After only 4 shows, Luftgekühlt is already a must-attend
It was merely intended as an intimate morning get-together. Just a few Los Angeles-area friends who shared a love of old air-cooled Porsches—a gathering that would not require a blazer-and-straw-hat dress code. That was Le Mans winner Patrick Long and indie artist Howie Idelson’s idea when they hosted their first event.
What transpired was Luftgekühlt—German for “air-cooled”—born in 2014 and first hosted at Deus Ex Machina in Venice, Calif. The turnout for the inaugural event—numbering in the hundreds—immediately overran Deus’s capacity. Long and Idelson had clearly underestimated the immediate impact their event would have on the car world.
Enthusiasts across the United States, hearing tales of this unique event out west, were quickly pestering the two men, wondering when the next Luftgekühlt would occur.
“At the time, we weren’t even certain there were that many air-cooled Porsche owners who’d be willing to get together on any given morning,” recalled Long in the days leading up to Luftgekühlt IV, held yesterday in San Pedro, Calif., the gritty harbor district at Los Angeles’s southernmost tip.
Attendees began arriving as the sun rose and early morning showers battled to a draw, resulting in a rainbow over the hills of Palos Verdes to the west—a rainbow that ended in a pot of air-cooled gold and tangerine, Signal Red and Bahama Yellow, and racing liveries aplenty. Porsches by the hundreds came rumbling over the Vincent Thomas Bridge from Long Beach to the east and down the 110 freeway from Downtown LA to the north, all converging among the last warehouses remaining from the pre-container days of LA Harbor.
By the time the event was in full swing, thousands of enthusiasts mingled inside the Crafted warehouse, wandering among a Gulf-livered, John Wyer Porsche 917, a Penske 917/30 Can Am car, a 904 GTS, and a pair of Rothsport Racing 911s campaigned only days prior by director Jeff Zwart in the Mexican 1000 race—to name but a few of the notable bits of eyecandy. Parked in the space outside, and in every parking lot for blocks around, were more air-cooled Porsches of every shape, size, generation, and condition.

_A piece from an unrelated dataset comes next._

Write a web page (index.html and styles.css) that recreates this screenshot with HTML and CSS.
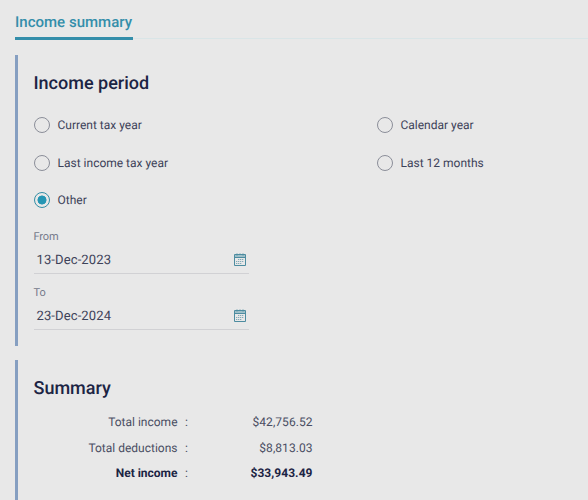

Even Long and Idelson, whose friendship dates to their youthful days racing on local Southern California karting circuits, seem genuinely surprised by their event’s success. Long now jokes that, whatever his nominal role as co-founder, he is mostly just along for the ride now, taking orders from a movement that has developed a life its own.
“Luft is kind of doing its own thing now,” he says. “We’re just trying to keep up with it”
Despite “just keeping up” with Luftgekühlt, Long and Idelson have carved out a spot on the annual Porsche calendar that might soon rival Rennsport in its importance—if it doesn’t already. The event is accessible (attracting all manner of homebuilt creations), aspirational (did you see what Bruce Canepa, Bruce Meyer, and the folks from Singer Vehicle Design brought?), and influential, with builder Rod Emory debuting his first all-wheel-drive 356 build at this year’s event.
Despite Long’s modesty, none of this is an accident. Trying to put Luftgekühlt’s appeal into words, Long keeps coming back to two core goals: first, to educate and include attendees who might not fit the “nerd notion of air-cooled,” and second, to bring die-hard Porsche fanatics to a space and location that allows them to see their beloved air-cooled machines in a new context.
The result: An event that began as a morning coffee stop has evolved into a date noted on calendars. It’s an affair around which attendees plan an entire weekend, especially if they’re driving their Porsches across the country (as folks now do), or flying in from Asia or Europe (as folks now do, too).
Long and Idelson claimed not to have any grand long-term vision for Luftgekühlt when they held the first event. What, then, keeps them returning year after year, even as the event demands more and more from them each year?
“If the legends of the sport—the people who’ve been in this for forty-plus years—are asking when and where the next Luftgekühlt is going to be, and if our significant others and friends who aren’t otherwise huge Porsche fans want to know,” says Long, “then the decision is easy.”
Long and Idelson better get busy planning Luftgekühlt V.